◆ **Exercise task**
Write out the material exactly, without any of its pictures.

◆ **Data excerpt**
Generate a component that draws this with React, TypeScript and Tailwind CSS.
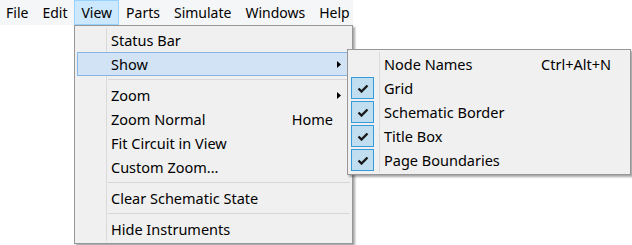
import React from 'react';

const menuBar = ['File', 'Edit', 'View', 'Parts', 'Simulate', 'Windows', 'Help'];

type Item =
    | { kind: 'sep' }
    | { kind: 'item'; label: string; shortcut?: string; sub?: boolean; active?: boolean; checked?: boolean };

const viewItems: Item[] = [
    { kind: 'item', label: 'Status Bar' },
    { kind: 'item', label: 'Show', sub: true, active: true },
    { kind: 'sep' },
    { kind: 'item', label: 'Zoom', sub: true },
    { kind: 'item', label: 'Zoom Normal', shortcut: 'Home' },
    { kind: 'item', label: 'Fit Circuit in View' },
    { kind: 'item', label: 'Custom Zoom...' },
    { kind: 'sep' },
    { kind: 'item', label: 'Clear Schematic State' },
    { kind: 'sep' },
    { kind: 'item', label: 'Hide Instruments' },
];

const showItems: Item[] = [
    { kind: 'item', label: 'Node Names', shortcut: 'Ctrl+Alt+N' },
    { kind: 'item', label: 'Grid', checked: true },
    { kind: 'item', label: 'Schematic Border', checked: true },
    { kind: 'item', label: 'Title Box', checked: true },
    { kind: 'item', label: 'Page Boundaries', checked: true },
];

const Check: React.FC = () => (
    <svg width="12" height="9" viewBox="0 0 12 9">
        <path d="M1.5 4.5 L4.5 7.5 L10.5 1.5" fill="none" stroke="#1a1a1a" strokeWidth="2.4" />
    </svg>
);

const Arrow: React.FC = () => (
    <svg width="4" height="7" viewBox="0 0 4 7">
        <path d="M0 0 L4 3.5 L0 7 Z" fill="#000" />
    </svg>
);

const MenuRow: React.FC<{ item: Item }> = ({ item }) => {
    if (item.kind === 'sep') {
        return (
            <div className="flex h-[7px]">
                <div className="w-[29px]" />
                <div className="flex-1 border-l border-[#dadada] flex flex-col justify-center pl-[1px]">
                    <div className="h-px bg-[#d7d7d7]" />
                </div>
            </div>
        );
    }
    return (
        <div
            className={
                'flex h-[24px] items-center ' +
                (item.active ? 'bg-[#d1e3f4] border border-[#84b5e7]' : 'border border-transparent')
            }
        >
            <div className="w-[28px] h-full flex items-center">
                {item.checked && (
                    <div className="w-[23px] h-[22px] bg-[#c1def0] border border-[#349bdb] flex items-center justify-center">
                        <Check />
                    </div>
                )}
            </div>
            <div
                className={
                    'flex-1 h-[24px] -my-px flex items-center border-l pl-[4px] pt-px ' +
                    (item.active ? 'border-transparent' : 'border-[#dadada]')
                }
            >
                <span className="flex-1">{item.label}</span>
                {item.shortcut && <span>{item.shortcut}</span>}
                <span className="w-[16px] flex justify-end pr-[8px]">{item.sub && <Arrow />}</span>
            </div>
        </div>
    );
};

const App: React.FC = () => {
    return (
        <div
            className="relative w-[632px] h-[245px] bg-white text-black text-[14.5px] overflow-hidden"
            style={{ fontFamily: '"Noto Sans", "Open Sans", sans-serif' }}
        >
            <div className="flex w-[353px] h-[25px] bg-[#f5f6f7] overflow-hidden text-[14px]">
                {menuBar.map((m, i) => (
                    <div
                        key={m}
                        className={
                            'shrink-0 h-[25px] flex items-center px-[6px] border ' +
                            (i === 0 ? '-ml-[1px] ' : '') +
                            (m === 'View' ? 'bg-[#cce8ff] border-[#99d1ff]' : 'border-transparent')
                        }
                    >
                        {m}
                    </div>
                ))}
            </div>

            <div className="absolute left-[74px] top-[25px] w-[279px] bg-[#f0f0f0] border border-[#979797] p-[2px] shadow-[2px_2px_2px_rgba(0,0,0,0.35)]">
                {viewItems.map((it, i) => (
                    <MenuRow key={i} item={it} />
                ))}
            </div>

            <div className="absolute left-[347px] top-[49px] w-[284px] bg-[#f0f0f0] border border-[#979797] p-[2px] shadow-[2px_2px_2px_rgba(0,0,0,0.35)]">
                {showItems.map((it, i) => (
                    <MenuRow key={i} item={it} />
                ))}
            </div>
        </div>
    );
};

export default App;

◆ **Solution to the problem**
Generate a component that draws this with React, TypeScript and Tailwind CSS.
import React from 'react';

const menuBar = ['File', 'Edit', 'View', 'Parts', 'Simulate', 'Windows', 'Help'];

type Item =
    | { kind: 'sep' }
    | { kind: 'item'; label: string; shortcut?: string; sub?: boolean; active?: boolean; checked?: boolean };

const viewItems: Item[] = [
    { kind: 'item', label: 'Status Bar' },
    { kind: 'item', label: 'Show', sub: true, active: true },
    { kind: 'sep' },
    { kind: 'item', label: 'Zoom', sub: true },
    { kind: 'item', label: 'Zoom Normal', shortcut: 'Home' },
    { kind: 'item', label: 'Fit Circuit in View' },
    { kind: 'item', label: 'Custom Zoom...' },
    { kind: 'sep' },
    { kind: 'item', label: 'Clear Schematic State' },
    { kind: 'sep' },
    { kind: 'item', label: 'Hide Instruments' },
];

const showItems: Item[] = [
    { kind: 'item', label: 'Node Names', shortcut: 'Ctrl+Alt+N' },
    { kind: 'item', label: 'Grid', checked: true },
    { kind: 'item', label: 'Schematic Border', checked: true },
    { kind: 'item', label: 'Title Box', checked: true },
    { kind: 'item', label: 'Page Boundaries', checked: true },
];

const Check: React.FC = () => (
    <svg width="12" height="9" viewBox="0 0 12 9">
        <path d="M1.5 4.5 L4.5 7.5 L10.5 1.5" fill="none" stroke="#1a1a1a" strokeWidth="2.4" />
    </svg>
);

const Arrow: React.FC = () => (
    <svg width="4" height="7" viewBox="0 0 4 7">
        <path d="M0 0 L4 3.5 L0 7 Z" fill="#000" />
    </svg>
);

const MenuRow: React.FC<{ item: Item }> = ({ item }) => {
    if (item.kind === 'sep') {
        return (
            <div className="flex h-[7px]">
                <div className="w-[29px]" />
                <div className="flex-1 border-l border-[#dadada] flex flex-col justify-center pl-[1px]">
                    <div className="h-px bg-[#d7d7d7]" />
                </div>
            </div>
        );
    }
    return (
        <div
            className={
                'flex h-[24px] items-center ' +
                (item.active ? 'bg-[#d1e3f4] border border-[#84b5e7]' : 'border border-transparent')
            }
        >
            <div className="w-[28px] h-full flex items-center">
                {item.checked && (
                    <div className="w-[23px] h-[22px] bg-[#c1def0] border border-[#349bdb] flex items-center justify-center">
                        <Check />
                    </div>
                )}
            </div>
            <div
                className={
                    'flex-1 h-[24px] -my-px flex items-center border-l pl-[4px] pt-px ' +
                    (item.active ? 'border-transparent' : 'border-[#dadada]')
                }
            >
                <span className="flex-1">{item.label}</span>
                {item.shortcut && <span>{item.shortcut}</span>}
                <span className="w-[16px] flex justify-end pr-[8px]">{item.sub && <Arrow />}</span>
            </div>
        </div>
    );
};

const App: React.FC = () => {
    return (
        <div
            className="relative w-[632px] h-[245px] bg-white text-black text-[14.5px] overflow-hidden"
            style={{ fontFamily: '"Noto Sans", "Open Sans", sans-serif' }}
        >
            <div className="flex w-[353px] h-[25px] bg-[#f5f6f7] overflow-hidden text-[14px]">
                {menuBar.map((m, i) => (
                    <div
                        key={m}
                        className={
                            'shrink-0 h-[25px] flex items-center px-[6px] border ' +
                            (i === 0 ? '-ml-[1px] ' : '') +
                            (m === 'View' ? 'bg-[#cce8ff] border-[#99d1ff]' : 'border-transparent')
                        }
                    >
                        {m}
                    </div>
                ))}
            </div>

            <div className="absolute left-[74px] top-[25px] w-[279px] bg-[#f0f0f0] border border-[#979797] p-[2px] shadow-[2px_2px_2px_rgba(0,0,0,0.35)]">
                {viewItems.map((it, i) => (
                    <MenuRow key={i} item={it} />
                ))}
            </div>

            <div className="absolute left-[347px] top-[49px] w-[284px] bg-[#f0f0f0] border border-[#979797] p-[2px] shadow-[2px_2px_2px_rgba(0,0,0,0.35)]">
                {showItems.map((it, i) => (
                    <MenuRow key={i} item={it} />
                ))}
            </div>
        </div>
    );
};

export default App;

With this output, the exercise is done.